Epicurus’s riddle can only be answered by a God who enters his creation to deal with the problem of evil. It can only be answered by a God who deals with evil by taking on the punishment for evil himself, so that guilty humanity can go free. Which is why Christianity alone can give us the answer to this riddle.

4 thoughts on “Epicurus Trolls God’s Ability and Willingness to Deal With Evil; God Enters His Creation to Answer the Charge

  1. “God has already dealt with the fundamental problem of evil by placing the guilt of it on his willing Son.”

    Rob, I have been thinking over this statement of yours, and especially the word ‘willing’ (which I suspect was carefully chosen and deliberately included). The Gospels portray Jesus as a man who passionately cared about other people’s physical & spiritual wellbeing and who deprived himself of his material comforts to meet the needs of others. There is no hint anywhere that he was merely putting up with the inconveniences and costliness of his life & death out of cold duty towards God his Father. For sure, his loving obedience to his Father governed and prompted everything he did, but at the same time he demonstrated unambiguously that his love for people was as vehement, heartfelt, and intense as God’s love for them.

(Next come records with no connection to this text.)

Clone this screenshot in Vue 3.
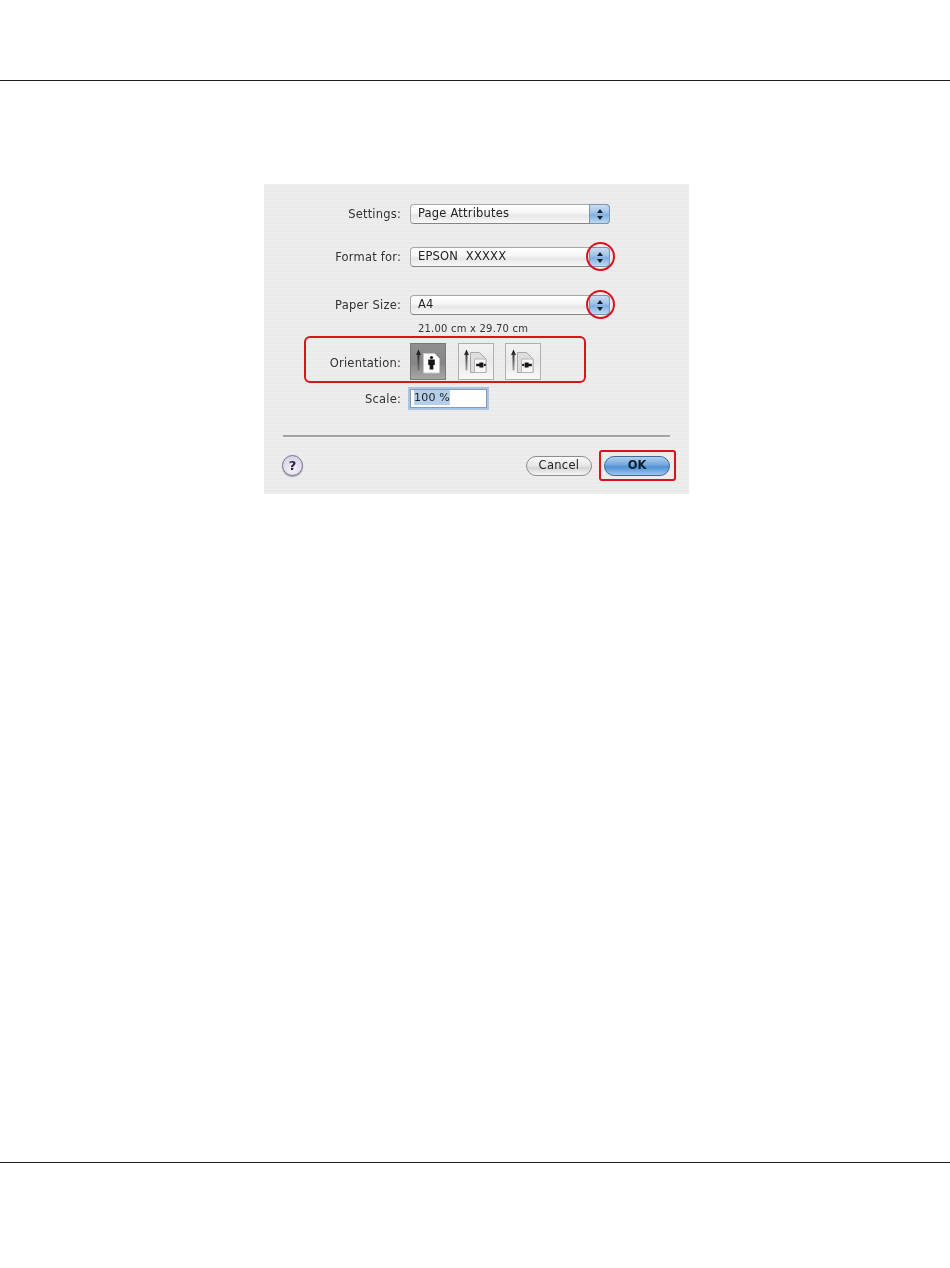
<template>
  <div class="page">
    <div class="rule"></div>

    <div class="dialog">
      <div class="form">
        <label class="k k-settings">Settings:</label>
        <div class="select s-settings">
          <span>Page Attributes</span>
          <span class="stepper"><i class="up"></i><i class="down"></i></span>
        </div>

        <label class="k k-format">Format for:</label>
        <div class="select s-format">
          <span>EPSON&nbsp; XXXXX</span>
          <span class="stepper"><i class="up"></i><i class="down"></i></span>
          <span class="ring"></span>
        </div>

        <label class="k k-paper">Paper Size:</label>
        <div class="select s-paper">
          <span>A4</span>
          <span class="stepper"><i class="up"></i><i class="down"></i></span>
          <span class="ring"></span>
        </div>

        <div class="paper-hint">21.00 cm x 29.70 cm</div>

        <label class="k k-orient">Orientation:</label>
        <div class="orient">
          <button
            v-for="o in orientations"
            :key="o.name"
            class="orient-btn"
            :class="{ active: o.active }"
          >
            <svg width="34" height="35" viewBox="0 0 34 35">
              <defs>
                <linearGradient :id="`fade-${o.name}`" x1="0" y1="0" x2="0" y2="1">
                  <stop offset="0" stop-color="#111" />
                  <stop offset="1" :stop-color="o.active ? '#777' : '#aaa'" />
                </linearGradient>
              </defs>
              <path d="M7.500 5.500 10 11H8.500v15.500h-2V11H5z" :fill="`url(#fade-${o.name})`" />
              <template v-if="o.active">
                <path d="M12.500 9.500h11l5 5v14.500h-16z" fill="#fff" stroke="#c8c8c8" />
                <g fill="#161616">
                  <circle cx="20.500" cy="13.500" r="1.600" />
                  <path d="M17.200 15.500h6.600v5.500h-1.400v4.500h-3.800V21h-1.400z" />
                </g>
              </template>
              <template v-else>
                <path d="M11.500 8.500h9l6.500 6.500v13.500H11.500z" fill="#dedede" stroke="#a8a8a8" />
                <path d="M15.500 15h11.500v13.500H15.500z" fill="#f7f7f7" stroke="#b4b4b4" />
                <g :transform="`rotate(${o.rotate} 21.500 21) translate(21.500 21) scale(.72) translate(-20.500 -19.500)`" fill="#161616">
                  <circle cx="20.500" cy="13.500" r="1.600" />
                  <path d="M17.200 15.500h6.600v5.500h-1.400v4.500h-3.800V21h-1.400z" />
                </g>
              </template>
            </svg>
          </button>
          <span class="orient-box"></span>
        </div>

        <label class="k k-scale">Scale:</label>
        <div class="scale"><span class="selected">100 %</span></div>
      </div>

      <div class="separator"></div>

      <div class="footer">
        <button class="help">?</button>
        <div class="actions">
          <button class="btn">Cancel</button>
          <button class="btn primary">OK<span class="ok-box"></span></button>
        </div>
      </div>
    </div>

    <div class="rule bottom"></div>
  </div>
</template>

<script setup>
const orientations = [
  { name: 'portrait', rotate: 0, active: true },
  { name: 'landscape-left', rotate: 90, active: false },
  { name: 'landscape-right', rotate: -90, active: false }
]
</script>

<style>
html, body { background: #fff; }
</style>

<style scoped>
.page { width: 950px; height: 1268px; padding-top: 80px; box-sizing: border-box; background: #fff; overflow: hidden; }
.rule { height: 1px; background: #1c1c1c; }
.rule.bottom { margin-top: 668px; }

.dialog {
  width: 425px; height: 310px; margin: 103px 0 0 264px; box-sizing: border-box;
  background: repeating-linear-gradient(#ededed 0 2px, #eaeaea 2px 4px);
  font-family: "DejaVu Sans", sans-serif; font-size: 11.5px; color: #222;
  filter: blur(0.4px);
  padding-top: 20px;
}
.form {
  display: grid;
  grid-template-columns: 137px 1fr;
  column-gap: 9px;
  height: 231px;
  grid-template-rows: 20px 23px 20px 28px 20px 5px 16px 7px 37px 7px 23px;
  align-items: center;
}
.k { justify-self: end; letter-spacing: 0.2px; color: #333; white-space: nowrap; }
.k-settings { grid-row: 1; grid-column: 1; }
.s-settings { grid-row: 1; grid-column: 2; }
.k-format { grid-row: 3; grid-column: 1; }
.s-format { grid-row: 3; grid-column: 2; }
.k-paper { grid-row: 5; grid-column: 1; }
.s-paper { grid-row: 5; grid-column: 2; }
.paper-hint { grid-row: 7; grid-column: 2; padding-left: 8px; font-size: 10px; letter-spacing: 0.2px; color: #333; }
.k-orient { grid-row: 9; grid-column: 1; padding-top: 3px; }
.orient { grid-row: 9; grid-column: 2; }
.k-scale { grid-row: 11; grid-column: 1; }
.scale { grid-row: 11; grid-column: 2; }

.select {
  position: relative; width: 200px; height: 20px; box-sizing: border-box;
  display: flex; align-items: center; padding: 0 0 2px 7px;
  border: 1px solid #a8a8a8; border-bottom-color: #858585; border-radius: 4px;
  background: linear-gradient(#fff 0, #f8f8f8 40%, #e6e6e6 60%, #f8f8f8 100%);
  letter-spacing: 0.2px; color: #222;
}
.stepper {
  position: absolute; right: -1px; top: -1px; width: 21px; height: 20px; box-sizing: border-box;
  border: 1px solid #7f93ab; border-radius: 0 4px 4px 0;
  background: linear-gradient(#c9def2 0, #9cc1e6 45%, #7daee0 55%, #bddbf5 100%);
  display: flex; flex-direction: column; align-items: center; justify-content: center; gap: 3px;
}
.stepper i { display: block; width: 0; height: 0; border-left: 3.500px solid transparent; border-right: 3.500px solid transparent; }
.stepper .up { border-bottom: 4px solid #16202c; }
.stepper .down { border-top: 4px solid #16202c; }
.ring {
  position: absolute; right: -6px; top: -6px; width: 29px; height: 29px; box-sizing: border-box;
  border: 2.500px solid #d8141e; border-radius: 50%;
}

.orient { position: relative; display: flex; gap: 11.500px; height: 37px; width: 132px; }
.orient-btn {
  width: 36px; height: 37px; padding: 0; box-sizing: border-box; display: flex; align-items: center; justify-content: center;
  border: 1px solid #b0b0b0; background: linear-gradient(#f2f2f2, #e9e9e9 50%, #f8f8f8);
}
.orient-btn.active { border-color: #7a7a7a; background: linear-gradient(#8f8f8f, #868686 55%, #a8a8a8); }
.orient-box {
  position: absolute; left: -106px; top: -7px; width: 282px; height: 47px; box-sizing: border-box;
  border: 2px solid #d8141e; border-radius: 6px;
}

.scale {
  width: 77px; height: 19px; box-sizing: border-box; padding: 0 3px; line-height: 16px;
  background: #fff; border: 1px solid #8a9bb0; font-size: 11px;
  box-shadow: 0 0 0 2px #a9c5e4; letter-spacing: 0.2px; color: #222;
}
.selected { background: #b4cfec; padding: 1px 0; }

.separator { height: 2px; margin: 0 19px; background: #a3a3a3; border-bottom: 1px solid #f4f4f4; }

.footer { display: flex; justify-content: space-between; align-items: center; padding: 17px 19px 0 18px; }
.help {
  width: 21px; height: 21px; padding: 0; border-radius: 50%; border: 1px solid #77728a;
  background: radial-gradient(circle at 50% 70%, #f5f2fb, #cfc8e2);
  font: bold 13px "DejaVu Sans", sans-serif; color: #2b2340;
  box-shadow: 0 1px 1px #999;
}
.actions { display: flex; gap: 12px; }
.btn {
  position: relative; width: 66px; height: 20px; padding: 0 0 1px; border-radius: 10px;
  border: 1px solid #8d8d8d; background: linear-gradient(#fafafa, #e6e6e6 50%, #d4d4d4 60%, #f7f7f7);
  font: 11.500px "DejaVu Sans", sans-serif; letter-spacing: 0.3px; color: #222;
}
.btn.primary {
  border-color: #3f6a96; background: linear-gradient(#b3d0ee, #6fa6de 45%, #4f8fd2 55%, #9cc8ef);
  font-weight: bold; letter-spacing: 0; color: #10202f;
}
.ok-box {
  position: absolute; left: -6px; top: -7px; width: 77px; height: 31px; box-sizing: border-box;
  border: 2px solid #d8141e; border-radius: 3px;
}
</style>
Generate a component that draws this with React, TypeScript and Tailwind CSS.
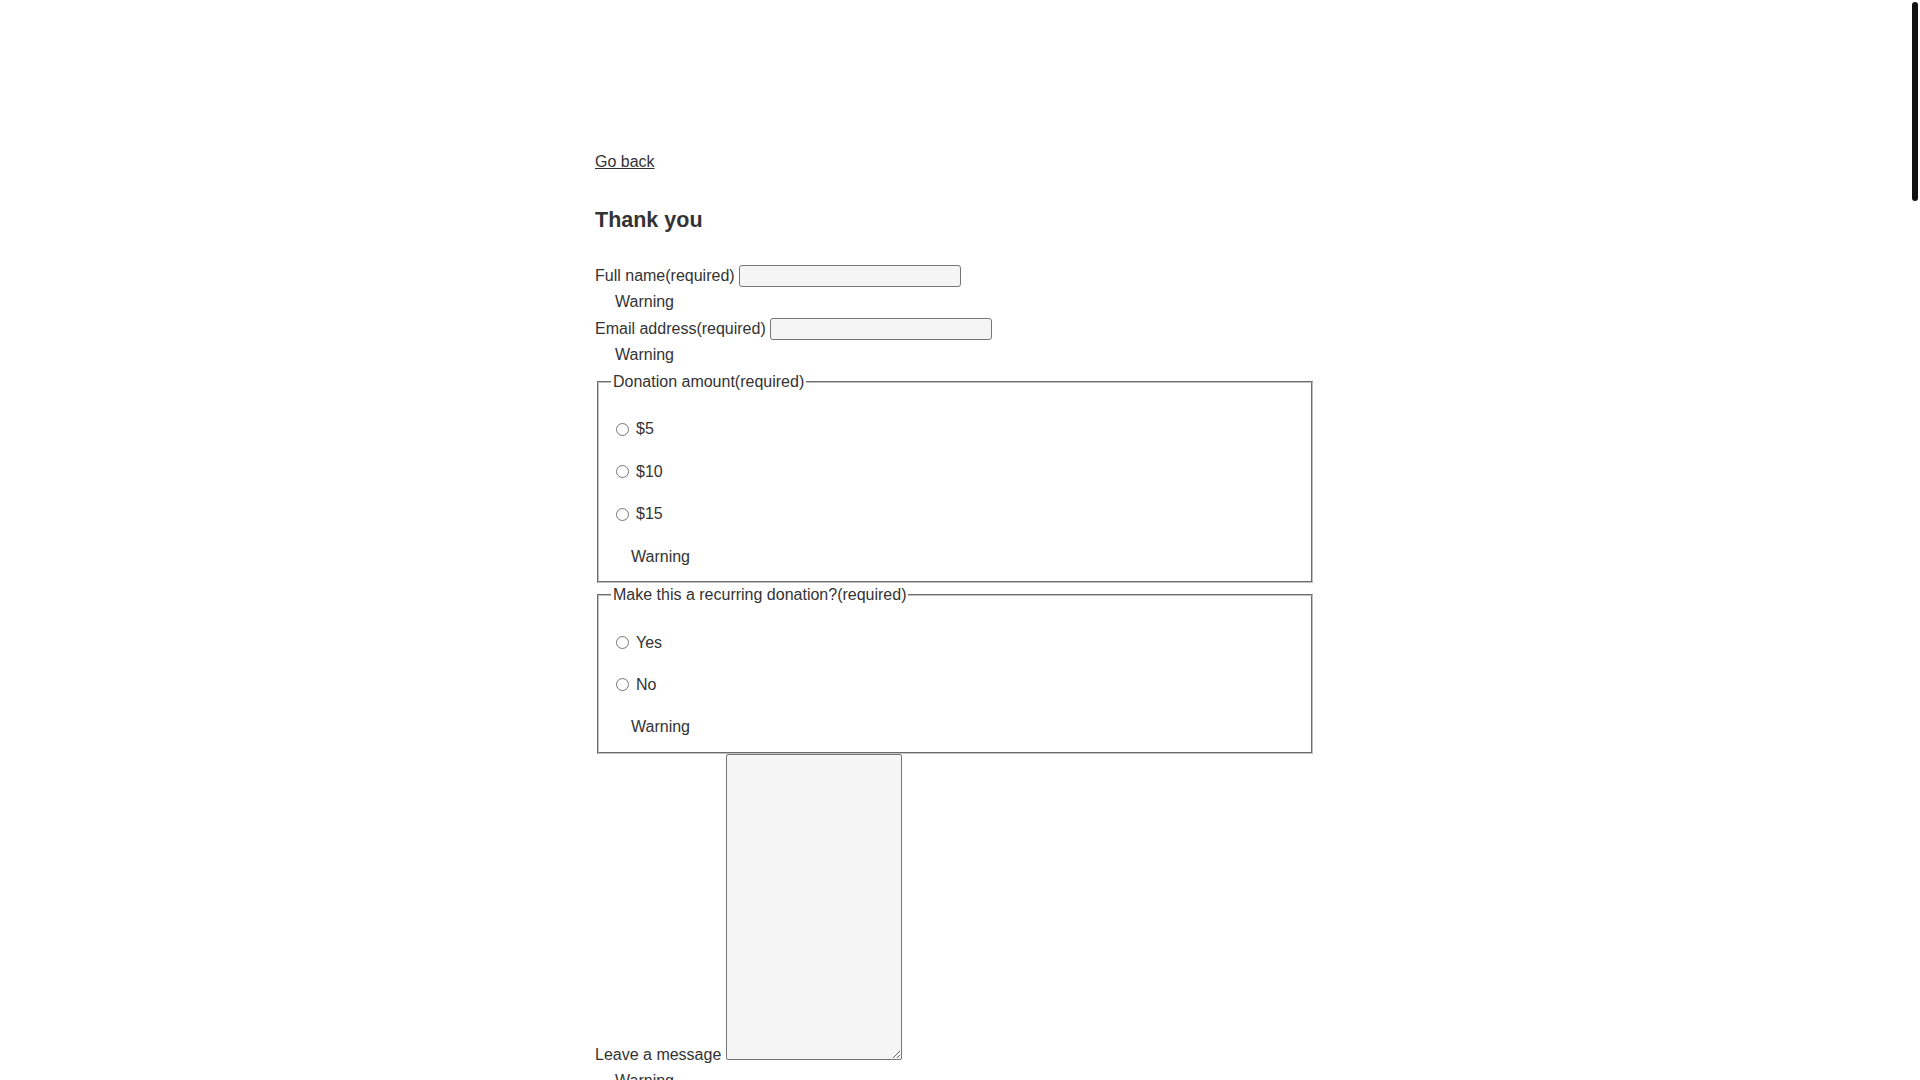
export default function App() {
  return (
    <div className="flex min-h-screen bg-white font-['Liberation_Sans',Arial,sans-serif] text-base text-[#333]">
      <main className="flex-1">
        <div className="mx-auto w-[720px] pt-[153px]">
          <a href="#" className="block w-fit leading-[18px] underline">
            Go back
          </a>
          <h2 className="mt-[37px] text-[21.5px] font-bold leading-[24px]">Thank you</h2>

          <form>
            <div className="mt-[33px] flex h-[22px] items-center">
              <label htmlFor="fullname" className="leading-[18px]">
                Full name(required)
              </label>
              <input
                id="fullname"
                type="text"
                className="ml-[4.5px] h-[22px] w-[222px] rounded-[3px] border border-[#767676] bg-[#f5f5f5] px-[2px]"
              />
            </div>
            <div className="mt-[6px] pl-[20px] leading-[18px]">Warning</div>

            <div className="mt-[6.5px] flex h-[22px] items-center">
              <label htmlFor="email" className="leading-[18px]">
                Email address(required)
              </label>
              <input
                id="email"
                type="email"
                className="ml-[4.5px] h-[22px] w-[222px] rounded-[3px] border border-[#767676] bg-[#f5f5f5] px-[2px]"
              />
            </div>
            <div className="mt-[6px] pl-[20px] leading-[18px]">Warning</div>

            <fieldset className="mx-[2px] mt-[9px] border-2 border-[#c0c0c0] px-3 pb-[3px] [border-style:groove]">
              <legend className="px-[2px] leading-[18px]">Donation amount(required)</legend>
              <div className="pt-[17.25px]">
                {["$5", "$10", "$15"].map((amount) => (
                  <div key={amount} className="flex h-[42.5px] items-center">
                    <input type="radio" name="amount" id={`amount-${amount}`} className="ml-[5px] mr-[3px]" />
                    <label htmlFor={`amount-${amount}`} className="ml-[4px] leading-[18px]">
                      {amount}
                    </label>
                  </div>
                ))}
                <div className="flex h-[42.5px] items-center pl-[20px] leading-[18px]">Warning</div>
              </div>
            </fieldset>

            <fieldset className="mx-[2px] mt-[3.5px] border-2 border-[#c0c0c0] px-3 pb-[3px] [border-style:groove]">
              <legend className="px-[2px] leading-[18px]">Make this a recurring donation?(required)</legend>
              <div className="pt-[17.25px]">
                {["Yes", "No"].map((answer) => (
                  <div key={answer} className="flex h-[42px] items-center">
                    <input type="radio" name="recurring" id={`recurring-${answer}`} className="ml-[5px] mr-[3px]" />
                    <label htmlFor={`recurring-${answer}`} className="ml-[4px] leading-[18px]">
                      {answer}
                    </label>
                  </div>
                ))}
                <div className="flex h-[43px] items-center pl-[20px] leading-[18px]">Warning</div>
              </div>
            </fieldset>

            <div>
              <label htmlFor="message">Leave a message</label>{" "}
              <textarea
                id="message"
                className="h-[306px] w-[176px] rounded-[2px] border border-[#767676] bg-[#f5f5f5] p-[2px]"
              />
            </div>
            <div className="mt-[5px] pl-[20px] leading-[18px]">Warning</div>
          </form>
        </div>
      </main>

      {/* scrollbar gutter */}
      <div className="w-[10px] shrink-0 px-[2px] pt-[2px]" aria-hidden="true">
        <div className="h-[199px] w-[6px] rounded-full bg-[#111]" />
      </div>
    </div>
  );
}
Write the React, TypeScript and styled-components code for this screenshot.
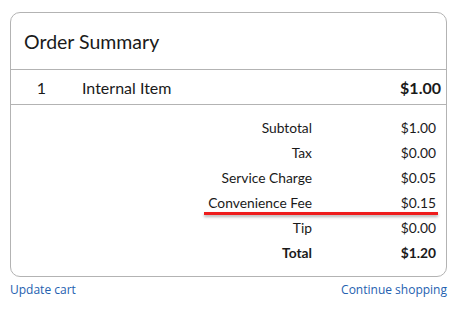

    Jesus of Nazareth was a stunning man. I have never met or read of another human being like him. His virtues were full and perfect in degree and extent without any deficiency or contaminant. There is nothing disappointing or disillusioning about him. As John Flavel said, “The excellencies of Jesus Christ are perfectly exclusive of all their opposites; there is nothing of a contrary property or quality found in him to contaminate or devaluate his excellency.” If the eternal, absolute, holy God were to become a human being, Jesus is exactly what I would expect such a person to look like. I find myself increasingly gripped and riveted by him.

    1. Thanks Phil,

      Yep, you’re right, that word “willing” was deliberate. In fact, I think I added it after first writing the piece, because it is so key to understanding who God really is and what the death of Jesus was. Had he not been willing, then those who have dismissed the doctrine of penal substitution as “cosmic child abuse” would have a point. But the fact that he was totally willing shows not only that the charge is utterly blasphemous, but also shows how much those who still use Epicurus’s riddle today to mock God couldn’t be more wrong. You want to know if God is willing to defeat evil? Take a look at the innocent Son of God being tortured and killed in the most gruesome manner imaginable, and then tell me he isn’t willing!

      The one point you make that I would add to is this:

      “If the eternal, absolute, holy God were to become a human being, Jesus is exactly what I would expect such a person to look like.”

      That’s very true looking at things this side of his 1st coming, but I don’t think we would ever have expected God to be like that before he actually came. We would have expected a mighty king to come. We would have expected a conqueror. We would have expected a judge. At least that’s what many in the 1st century appeared to have been expecting.

      What we got was a baby in a manger. A healer. A man with physical weaknesses. Someone who didn’t really look the part. Someone who was unafraid to speak truth to power in his day. Someone who spoke in the strongest terms to both his friends (to Peter: Get thee behind me Satan), and to his enemies (Woe to you Scribes and Pharisees). Someone who took us deeper into the requirements of the law, in order than we might see our need of his salvation. Someone who gives completely unexpected answers to the questions he is asked. Someone who deeply loves the poor, the widow, little children. Someone who hates hypocrisy. Someone who would willingly lay down his life for friends, and those who were at enmity.

      He often appears to me to be like a whirlwind going through the land (specially in Mark’s Gospel, which is written in such a way as to convey that sense of immediacy and urgency). At other times, we see the peace and the rest that he brings. In short, we got someone far more multi-faceted than we could ever have imagined, and someone who defies all our attempts to pigeon-hole him. And yet you’re right: when you look at him after these events, you cannot help but see God himself.

      I don’t know if you’ve ever come across a singer songwriter called Andrew Peterson. Well worth checking out if you haven’t. His lyrics are often extraordinary, and in one song (The Reckoning), he uses some very simple words that seem to me to capture this multi-faceted nature of God, which we see in the life of Jesus Christ:

      “You are holiness and grace
      You are fury and rest
      You are anger and love
      You curse and you bless
      You are mighty and weak
      You are silence and song
      You are plain as the day,
      But you have hidden your face –
      For how long? How long?”

      Best wishes,

      Rob

  2. I think it is amazing that God bothered to deal with evil at all. God was grieved when man rebelled against him, and he might have washed his hands of this creation, annihilated it, and started over. This creation is dispensable from his point of view. But instead he chose to continue with it and put it right, even though it required his costly self-sacrifice to accomplish it. He who is entitled to enjoy continuous honour and felicity gave up his rights and volunteered to suffer for the benefit of people who hated him. In Greek and Roman mythology the wildest imaginations of man has not dreamed up any god that remotely resembles the God and Father of the Lord Jesus.

    God did not merely throw a rope ladder over the side of the boat and shout down to drowning people in the water to grab hold of the ladder and climb up to safety. We are too weak to climb the ladder anyway. Instead God lowered himself down to sea level on the end of a winch from a helicopter to take hold of us personally, pluck us out of the water, and lift us up to safety.

  3. Thank you Rob, I needed that elaboration because I couldn’t get my thoughts straight.
    Looking forward to the delivery of your book.